Work to complete: Exactly and only the lines from the first entry through the line with "import React from 'react';" should be copied, both ends included, with no pictures.

Supplied material:
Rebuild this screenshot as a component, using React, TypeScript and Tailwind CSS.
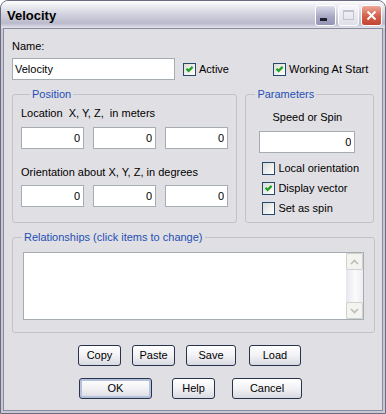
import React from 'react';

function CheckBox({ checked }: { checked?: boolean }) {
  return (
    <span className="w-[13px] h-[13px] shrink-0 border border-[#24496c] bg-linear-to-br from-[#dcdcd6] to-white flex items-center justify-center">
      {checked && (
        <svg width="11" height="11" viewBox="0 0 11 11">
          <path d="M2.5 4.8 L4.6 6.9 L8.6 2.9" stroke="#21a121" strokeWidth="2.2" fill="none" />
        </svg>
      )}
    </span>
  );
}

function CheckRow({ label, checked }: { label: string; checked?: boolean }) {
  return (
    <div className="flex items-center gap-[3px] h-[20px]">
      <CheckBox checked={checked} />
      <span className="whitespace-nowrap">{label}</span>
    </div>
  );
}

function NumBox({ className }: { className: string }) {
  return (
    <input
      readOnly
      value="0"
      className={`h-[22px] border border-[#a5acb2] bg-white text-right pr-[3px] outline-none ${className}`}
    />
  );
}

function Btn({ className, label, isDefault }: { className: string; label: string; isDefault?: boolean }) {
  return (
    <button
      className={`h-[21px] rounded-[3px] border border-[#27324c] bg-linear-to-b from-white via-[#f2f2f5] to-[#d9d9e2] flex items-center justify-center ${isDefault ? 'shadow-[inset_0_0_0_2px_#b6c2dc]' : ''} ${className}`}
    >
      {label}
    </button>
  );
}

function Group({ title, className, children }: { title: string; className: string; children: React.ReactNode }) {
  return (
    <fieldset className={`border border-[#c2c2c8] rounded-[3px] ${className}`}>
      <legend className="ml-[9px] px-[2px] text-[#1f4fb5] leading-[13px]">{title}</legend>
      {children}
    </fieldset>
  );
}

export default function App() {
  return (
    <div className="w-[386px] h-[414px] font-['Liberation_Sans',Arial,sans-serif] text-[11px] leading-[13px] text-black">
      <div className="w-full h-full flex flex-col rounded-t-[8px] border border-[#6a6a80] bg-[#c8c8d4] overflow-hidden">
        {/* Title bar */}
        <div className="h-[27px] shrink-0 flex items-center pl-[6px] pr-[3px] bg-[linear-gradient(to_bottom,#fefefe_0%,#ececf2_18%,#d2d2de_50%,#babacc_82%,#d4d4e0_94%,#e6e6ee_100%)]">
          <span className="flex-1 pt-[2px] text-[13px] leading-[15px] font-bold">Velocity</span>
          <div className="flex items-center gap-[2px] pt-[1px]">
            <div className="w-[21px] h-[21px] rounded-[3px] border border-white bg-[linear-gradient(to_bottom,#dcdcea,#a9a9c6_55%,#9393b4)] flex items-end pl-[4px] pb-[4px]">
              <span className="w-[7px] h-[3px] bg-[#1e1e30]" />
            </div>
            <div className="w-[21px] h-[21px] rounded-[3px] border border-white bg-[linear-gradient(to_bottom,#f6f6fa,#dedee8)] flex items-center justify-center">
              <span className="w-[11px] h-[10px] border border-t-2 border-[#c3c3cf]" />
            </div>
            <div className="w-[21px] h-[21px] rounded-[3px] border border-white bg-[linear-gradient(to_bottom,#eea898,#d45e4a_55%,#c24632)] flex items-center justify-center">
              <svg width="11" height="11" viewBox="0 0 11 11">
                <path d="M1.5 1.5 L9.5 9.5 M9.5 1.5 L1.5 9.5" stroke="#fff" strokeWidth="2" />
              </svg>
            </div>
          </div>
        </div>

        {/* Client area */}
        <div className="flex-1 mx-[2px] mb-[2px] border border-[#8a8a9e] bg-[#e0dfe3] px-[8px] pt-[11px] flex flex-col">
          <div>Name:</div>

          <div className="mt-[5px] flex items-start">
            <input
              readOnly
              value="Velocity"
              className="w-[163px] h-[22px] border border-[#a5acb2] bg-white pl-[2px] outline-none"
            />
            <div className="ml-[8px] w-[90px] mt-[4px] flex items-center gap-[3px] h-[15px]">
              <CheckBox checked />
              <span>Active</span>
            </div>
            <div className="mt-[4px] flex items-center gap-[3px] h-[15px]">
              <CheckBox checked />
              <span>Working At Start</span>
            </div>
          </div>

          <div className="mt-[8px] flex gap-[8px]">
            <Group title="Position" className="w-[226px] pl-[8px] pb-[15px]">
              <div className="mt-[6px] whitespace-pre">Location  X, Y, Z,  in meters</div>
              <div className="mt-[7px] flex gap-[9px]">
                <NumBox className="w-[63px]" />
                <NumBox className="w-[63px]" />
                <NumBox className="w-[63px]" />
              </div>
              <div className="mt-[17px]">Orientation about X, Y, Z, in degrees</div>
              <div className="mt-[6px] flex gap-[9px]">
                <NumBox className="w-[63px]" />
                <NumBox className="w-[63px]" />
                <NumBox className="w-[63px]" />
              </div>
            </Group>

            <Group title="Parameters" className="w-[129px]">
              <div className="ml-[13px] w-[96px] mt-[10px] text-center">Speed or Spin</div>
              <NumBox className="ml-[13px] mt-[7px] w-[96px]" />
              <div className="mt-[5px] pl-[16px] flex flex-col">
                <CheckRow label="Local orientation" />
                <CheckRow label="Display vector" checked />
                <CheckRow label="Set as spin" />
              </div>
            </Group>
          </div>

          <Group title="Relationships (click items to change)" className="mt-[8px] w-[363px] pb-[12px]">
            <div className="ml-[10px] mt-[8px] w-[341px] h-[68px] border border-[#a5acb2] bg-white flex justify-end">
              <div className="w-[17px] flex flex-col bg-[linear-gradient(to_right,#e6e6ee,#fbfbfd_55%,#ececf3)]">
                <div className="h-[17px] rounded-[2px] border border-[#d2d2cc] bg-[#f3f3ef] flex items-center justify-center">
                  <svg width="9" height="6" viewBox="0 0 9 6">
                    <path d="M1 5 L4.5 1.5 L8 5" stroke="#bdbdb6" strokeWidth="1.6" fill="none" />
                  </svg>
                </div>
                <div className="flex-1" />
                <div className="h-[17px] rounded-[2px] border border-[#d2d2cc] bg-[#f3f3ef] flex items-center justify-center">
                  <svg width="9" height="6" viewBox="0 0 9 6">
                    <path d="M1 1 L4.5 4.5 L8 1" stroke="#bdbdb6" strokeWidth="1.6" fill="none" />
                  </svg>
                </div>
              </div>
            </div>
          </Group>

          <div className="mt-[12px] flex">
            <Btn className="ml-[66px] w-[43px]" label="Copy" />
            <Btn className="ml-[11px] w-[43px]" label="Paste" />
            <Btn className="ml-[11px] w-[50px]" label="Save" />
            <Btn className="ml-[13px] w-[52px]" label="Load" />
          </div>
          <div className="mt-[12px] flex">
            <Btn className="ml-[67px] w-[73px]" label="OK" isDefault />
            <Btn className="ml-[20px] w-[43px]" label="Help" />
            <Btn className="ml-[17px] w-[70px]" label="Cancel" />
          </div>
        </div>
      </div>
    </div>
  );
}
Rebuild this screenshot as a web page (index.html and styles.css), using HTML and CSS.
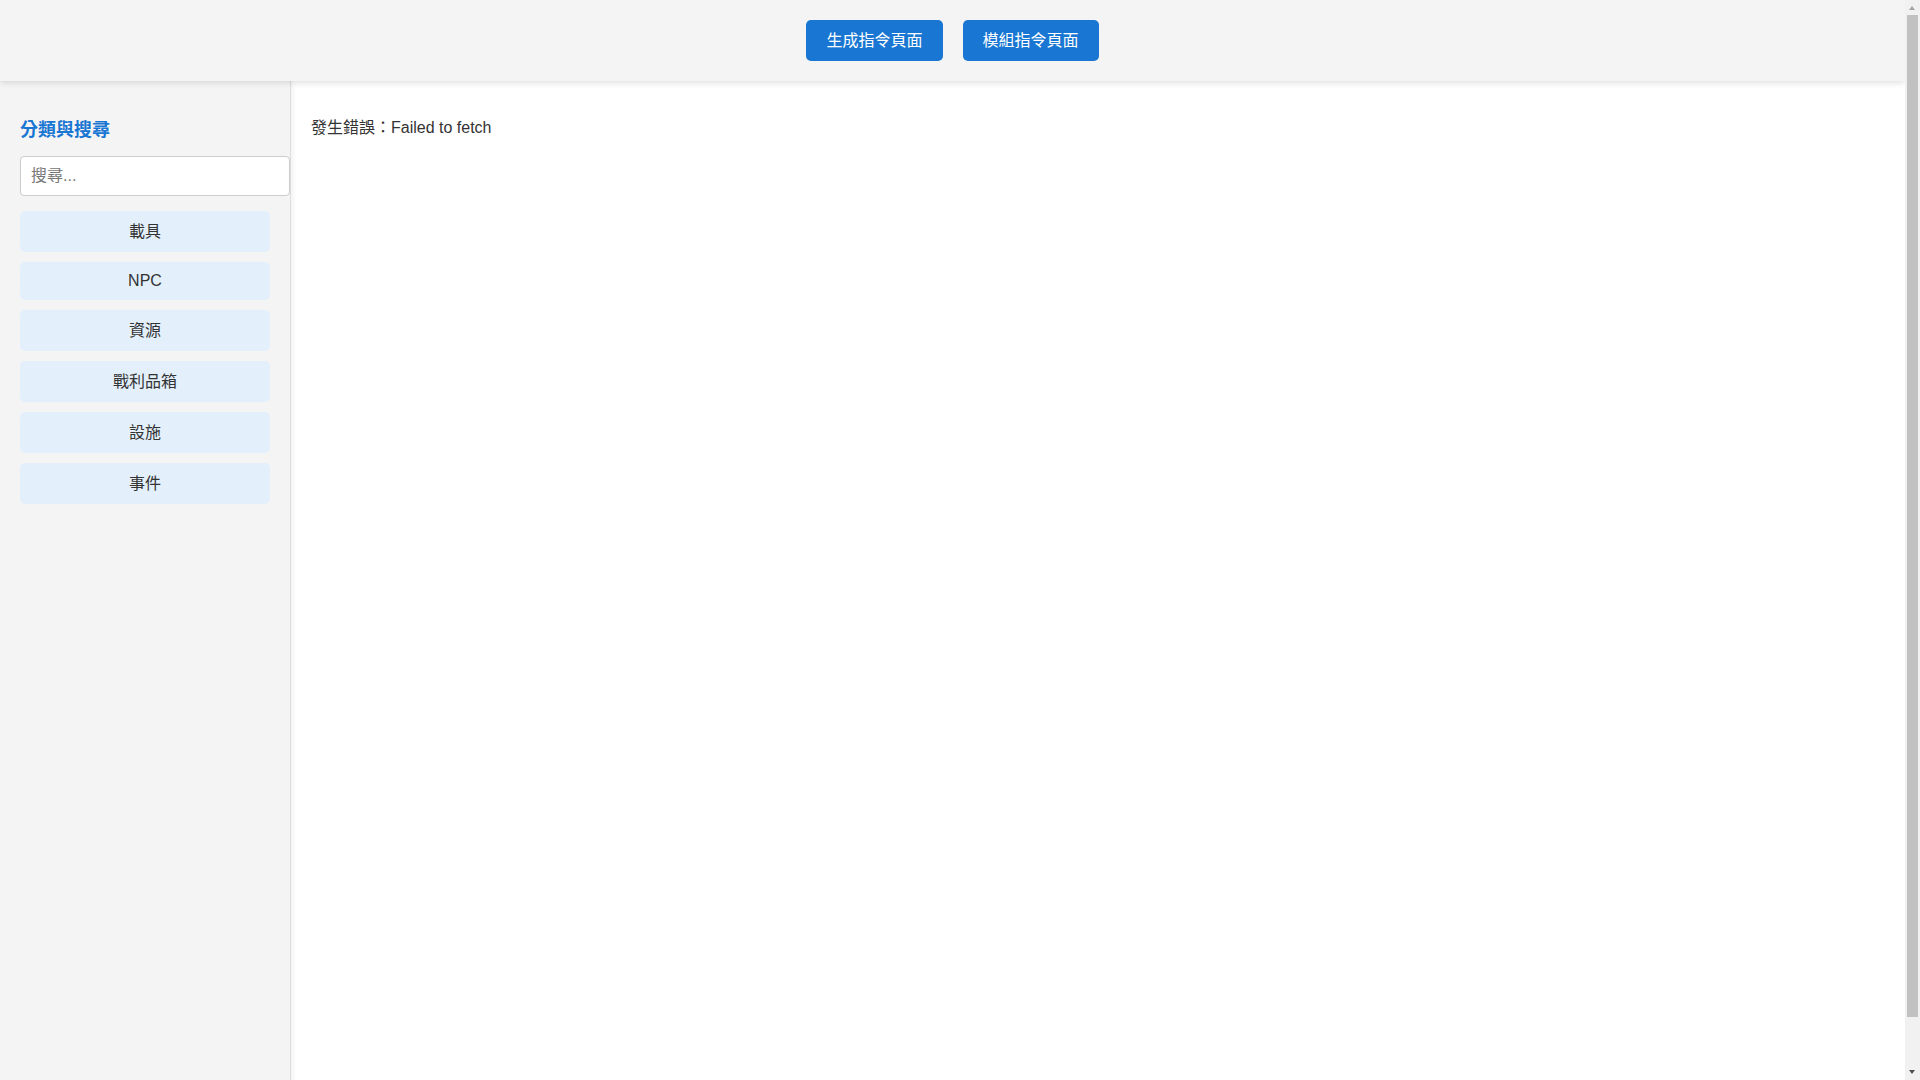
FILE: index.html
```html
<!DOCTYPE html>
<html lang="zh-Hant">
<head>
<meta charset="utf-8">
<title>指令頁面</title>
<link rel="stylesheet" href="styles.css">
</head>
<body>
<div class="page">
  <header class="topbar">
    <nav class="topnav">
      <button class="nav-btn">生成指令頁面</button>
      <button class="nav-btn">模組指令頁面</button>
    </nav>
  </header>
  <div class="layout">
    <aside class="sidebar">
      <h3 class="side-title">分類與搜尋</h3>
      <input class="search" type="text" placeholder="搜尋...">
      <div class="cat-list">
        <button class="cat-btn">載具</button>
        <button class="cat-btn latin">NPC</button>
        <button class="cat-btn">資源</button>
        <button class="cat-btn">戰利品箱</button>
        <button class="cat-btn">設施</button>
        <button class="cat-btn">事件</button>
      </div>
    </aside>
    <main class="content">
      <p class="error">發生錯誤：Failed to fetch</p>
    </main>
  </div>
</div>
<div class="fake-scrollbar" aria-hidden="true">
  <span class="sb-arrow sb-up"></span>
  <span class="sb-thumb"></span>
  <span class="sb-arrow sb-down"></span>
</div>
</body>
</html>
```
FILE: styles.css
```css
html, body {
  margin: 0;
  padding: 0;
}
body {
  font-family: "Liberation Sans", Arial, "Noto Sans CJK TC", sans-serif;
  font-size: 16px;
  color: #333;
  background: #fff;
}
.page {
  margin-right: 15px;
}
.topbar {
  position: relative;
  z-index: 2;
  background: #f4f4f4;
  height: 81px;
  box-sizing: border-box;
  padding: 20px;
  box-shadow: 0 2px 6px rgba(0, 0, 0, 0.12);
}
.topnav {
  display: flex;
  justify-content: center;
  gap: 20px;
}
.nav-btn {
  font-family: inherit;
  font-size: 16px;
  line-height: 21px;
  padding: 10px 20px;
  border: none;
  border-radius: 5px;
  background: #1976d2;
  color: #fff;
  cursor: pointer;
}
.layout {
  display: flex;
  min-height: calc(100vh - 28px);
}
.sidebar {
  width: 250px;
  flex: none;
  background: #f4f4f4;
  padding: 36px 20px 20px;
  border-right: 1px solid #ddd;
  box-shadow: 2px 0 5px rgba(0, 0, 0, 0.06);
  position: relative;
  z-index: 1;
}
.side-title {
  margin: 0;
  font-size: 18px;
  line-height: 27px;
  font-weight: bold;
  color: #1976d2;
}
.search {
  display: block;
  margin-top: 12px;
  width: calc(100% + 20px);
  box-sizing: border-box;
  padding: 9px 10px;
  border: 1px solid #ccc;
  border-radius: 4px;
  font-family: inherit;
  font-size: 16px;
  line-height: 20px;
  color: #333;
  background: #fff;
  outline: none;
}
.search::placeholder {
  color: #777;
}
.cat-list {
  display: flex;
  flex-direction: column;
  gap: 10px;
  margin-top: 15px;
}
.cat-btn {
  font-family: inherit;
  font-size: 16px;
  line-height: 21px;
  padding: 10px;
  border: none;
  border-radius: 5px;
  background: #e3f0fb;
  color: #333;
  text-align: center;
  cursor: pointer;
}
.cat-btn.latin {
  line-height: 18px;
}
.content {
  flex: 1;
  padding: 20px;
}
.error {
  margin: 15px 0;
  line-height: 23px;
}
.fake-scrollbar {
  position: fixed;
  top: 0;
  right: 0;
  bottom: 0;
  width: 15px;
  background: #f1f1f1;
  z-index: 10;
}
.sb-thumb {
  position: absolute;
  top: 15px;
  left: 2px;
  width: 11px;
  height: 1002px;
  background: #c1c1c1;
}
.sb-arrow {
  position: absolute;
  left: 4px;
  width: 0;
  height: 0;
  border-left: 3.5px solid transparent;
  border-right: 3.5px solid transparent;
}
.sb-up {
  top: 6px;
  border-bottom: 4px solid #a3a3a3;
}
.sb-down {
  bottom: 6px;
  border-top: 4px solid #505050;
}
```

The completed task:
Rebuild this screenshot as a component, using React, TypeScript and Tailwind CSS.
import React from 'react';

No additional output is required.